A Russian family, having sold its soul to a soft-spoken local mafioso (Grigoriy Dobrinin), is methodically massacred on its way to safety by a hit man with clear blue eyes and a thousand-yard stare. We'll run into this assassin later, doing what he does best as we're swept around glittering capitals of the global economy, pausing to goggle at the depraved doings of brassy new elites in gold-plated nightclubs.
That's where the post-millennial thriller goes for fun these days. Moral compasses are not invited, though a lost soul like college professor Perry (Ewan McGregor) may rise to the desperate occasion if tested. Marking time in a Marrakech dive while on a vacation that's meant to revive his ailing marriage to Gail (Naomie Harris, latterly Skyfall's Moneypenny), Perry is scooped up by Dima (Stellan Skarsgard, enjoying the f-word to its fullest), a burly party animal and money launderer to the mob. Dima's connection to the slain family has placed him in peril, and, after softening Perry up with a visit to an orgy, he persuades the reluctant prof to slip some classified information to British intelligence in return for safe passage for Dima and his family.
"I need some of your f------ British fair play," roars Dima. Forgive his fantasies: This is all pre-Brexit, and clearly he hasn't read the le Carre oeuvre, where even English fair play takes a pounding when MI6 gets into the mix with its own iffy agendas. Perry dithers, Dima yells, and soon the refugees find themselves herded from one scenic or scummy European hot spot to the next, not knowing whom to trust or fear. It's a whole new multi-culti world of good and evil, in which — admirably — nothing much is made of the sly casting of Egyptian actor Khalid Abdalla as a British intelligence agent.

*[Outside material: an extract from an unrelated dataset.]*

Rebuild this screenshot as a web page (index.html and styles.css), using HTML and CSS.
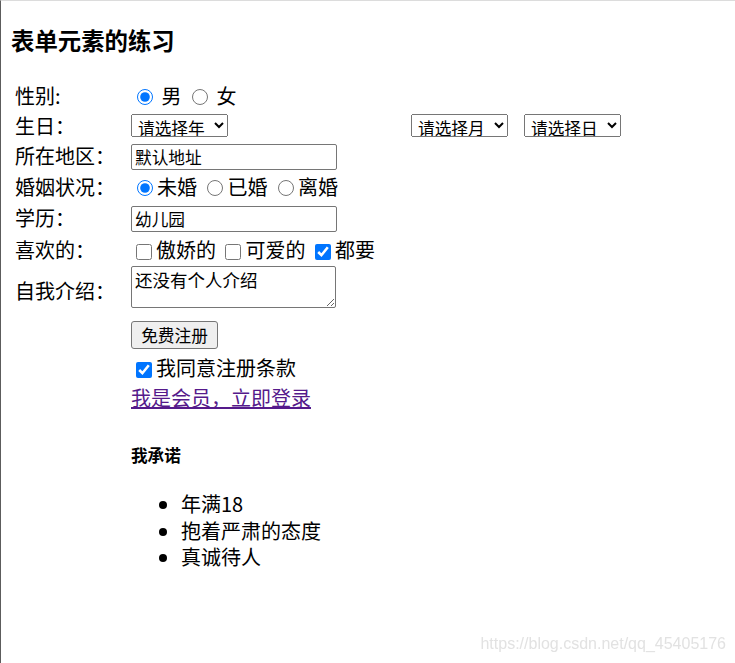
FILE: index.html
```html
<!DOCTYPE html>
<html lang="zh-CN">
<head>
  <meta charset="UTF-8" />
  <meta name="viewport" content="width=device-width, initial-scale=1.0" />
  <title>表单元素的练习</title>
  <link rel="stylesheet" href="styles.css">
</head>
<body>
  <!-- 标题 -->
  <h3 class="title">表单元素的练习</h3>

  <!-- 注册表单 -->
  <form class="form" action="#">
    <div class="row row-gender">
      <label class="label">性别:</label>
      <div class="field">
        <input type="radio" name="sex" checked> 男 <input type="radio" name="sex"> 女
      </div>
    </div>
    <div class="row row-birthday">
      <label class="label">生日：</label>
      <div class="field"><select class="select"><option>请选择年</option></select><select class="select select-month"><option>请选择月</option></select><select class="select select-day"><option>请选择日</option></select></div>
    </div>
    <div class="row row-input">
      <label class="label">所在地区：</label>
      <div class="field"><input class="text" type="text" value="默认地址"></div>
    </div>
    <div class="row row-marriage">
      <label class="label">婚姻状况：</label>
      <div class="field">
        <input type="radio" name="marry" checked>未婚 <input type="radio" name="marry">已婚 <input type="radio" name="marry">离婚
      </div>
    </div>
    <div class="row row-input">
      <label class="label">学历：</label>
      <div class="field"><input class="text" type="text" value="幼儿园"></div>
    </div>
    <div class="row row-input">
      <label class="label">喜欢的：</label>
      <div class="field">
        <input type="checkbox">傲娇的 <input type="checkbox">可爱的 <input type="checkbox" checked>都要
      </div>
    </div>
    <div class="row row-intro">
      <label class="label">自我介绍：</label>
      <div class="field"><textarea class="intro">还没有个人介绍</textarea></div>
    </div>
    <div class="row row-submit">
      <div class="label"></div>
      <div class="field"><button class="btn" type="button">免费注册</button></div>
    </div>
    <div class="row row-agree">
      <div class="label"></div>
      <div class="field"><input type="checkbox" checked>我同意注册条款</div>
    </div>
    <div class="row row-link">
      <div class="label"></div>
      <div class="field"><a class="link" href="#">我是会员，立即登录</a></div>
    </div>

    <!-- 承诺 -->
    <div class="promise">
      <h5 class="promise-title">我承诺</h5>
      <ul class="promise-list">
        <li>年满18</li>
        <li>抱着严肃的态度</li>
        <li>真诚待人</li>
      </ul>
    </div>
  </form>

  <div class="watermark">https://blog.csdn.net/qq_45405176</div>
</body>
</html>
```

FILE: styles.css
```css
/* ===== 页面 ===== */
html {
  height: 100%;
  box-sizing: border-box;
  border-top: 1px solid #dcdcdc;
  border-left: 1px solid #5c5c5c;
}
body {
  margin: 0;
  padding: 0 10px;
  font-family: "Noto Sans CJK SC", sans-serif;
  font-size: 20px;
  line-height: 26px;
  color: #000;
  background: #fff;
}
.title {
  margin: 24px 0;
  font-size: 23.4px;
  line-height: 31px;
  font-weight: bold;
}

/* ===== 表单行 ===== */
.row {
  display: flex;
  align-items: center;
  padding-left: 4px;
  height: 32px;
}
.row-gender { height: 31px; }
.row-birthday { height: 29px; }
.row-marriage { height: 30px; }
.row-intro { height: 50px; }
.row-submit { height: 36px; }
.row-link { height: 28px; }
.label {
  flex: none;
  width: 116px;
}
.field {
  flex: 1;
  white-space: nowrap;
}
.row-intro .field {
  align-self: flex-start;
}

/* ===== 控件 ===== */
input, select, textarea, button {
  font-family: "Noto Sans CJK SC", sans-serif;
  font-size: 16.7px;
  color: #000;
}
input[type="radio"] {
  width: 16px;
  height: 16px;
  margin: 0 4px 0 6px;
  vertical-align: -1px;
}
input[type="checkbox"] {
  width: 16px;
  height: 16px;
  margin: 0 4px 0 5px;
  vertical-align: -2px;
}
.select {
  width: 97px;
  height: 23px;
  margin-top: 1px;
  padding: 0 0 0 2px;
  vertical-align: top;
}
.select-month { margin-left: 183px; }
.select-day { margin-left: 16px; }
.text {
  box-sizing: border-box;
  width: 206px;
  height: 26px;
  padding: 0 3px;
  border: 1px solid #767676;
  border-radius: 2px;
  vertical-align: middle;
}
.intro {
  display: block;
  box-sizing: border-box;
  width: 205px;
  height: 42px;
  padding: 2px 3px;
  border: 1px solid #767676;
  border-radius: 2px;
  font-size: 17.5px;
  line-height: 22px;
}
.btn {
  width: 87px;
  height: 28px;
  padding: 0;
  border: 1px solid #767676;
  border-radius: 3px;
  background: #efefef;
  vertical-align: middle;
}
.link {
  color: #551a8b;
  text-decoration: underline;
}

/* ===== 我承诺 ===== */
.promise {
  margin-left: 120px;
}
.promise-title {
  margin: 32px 0 0;
  font-size: 16.6px;
  line-height: 22px;
  font-weight: bold;
}
.promise-list {
  margin: 25px 0 0;
  padding-left: 50px;
}
.promise-list li {
  line-height: 26.5px;
}

/* 右下角水印 */
.watermark {
  position: fixed;
  right: 9px;
  bottom: 10px;
  font-family: "Liberation Sans", Arial, sans-serif;
  font-size: 16px;
  line-height: 18px;
  color: #e2e2e2;
}
```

The movie observes its crimes and misdemeanors through warped glass or mirrors set at wonky angles, as if to underscore the moral murk that hovers over pursuers and pursued alike. The ambience of contaminated elegance suggests underlying depth, yet screenwriter Hossein Amini, with input from le Carre himself, is working with pretty thin material. Moral ambiguity has always been one of le Carre's great subjects, but for my money the writer has never been as comfortable working the post-Soviet, post-Berlin Wall world as he was in his superb Cold War novels. Which may be one reason why the best le Carre film adaptation since 2000 remains Tomas Alfredson's 2011 Tinker, Tailor, Soldier, Spy, which took us back to le Carre's brilliant spy, George Smiley. There's a Smiley of sorts in Our Kind of Traitor too, an MI6 agent with Old Etonian diction and a trimmer waistline. Played with understated flair by Damian Lewis, Hector Meredith has his own scores to settle, and his own code of honor. But as the keeper of the film's existential doubt he's a feeble ghost of the Smiley whose task, as he saw it, was to deploy the unpalatable against the Soviet unspeakable.
Here the villain is the toxic alliance of political corruption with the business underground, and though Our Kind of Traitor has a deft turn of the screw at the end, for all its blather about honor and courage the movie doesn't really go anywhere with its inquiry into the new evil. That may be because Perry is such a wan construct, dwarfed in every way by his new friend the money launderer. "Why did you choose me?" the plaintive professor asks. "There was no one else in the restaurant," booms Dima, and roars with laughter as he heads out to do what a man's gotta do.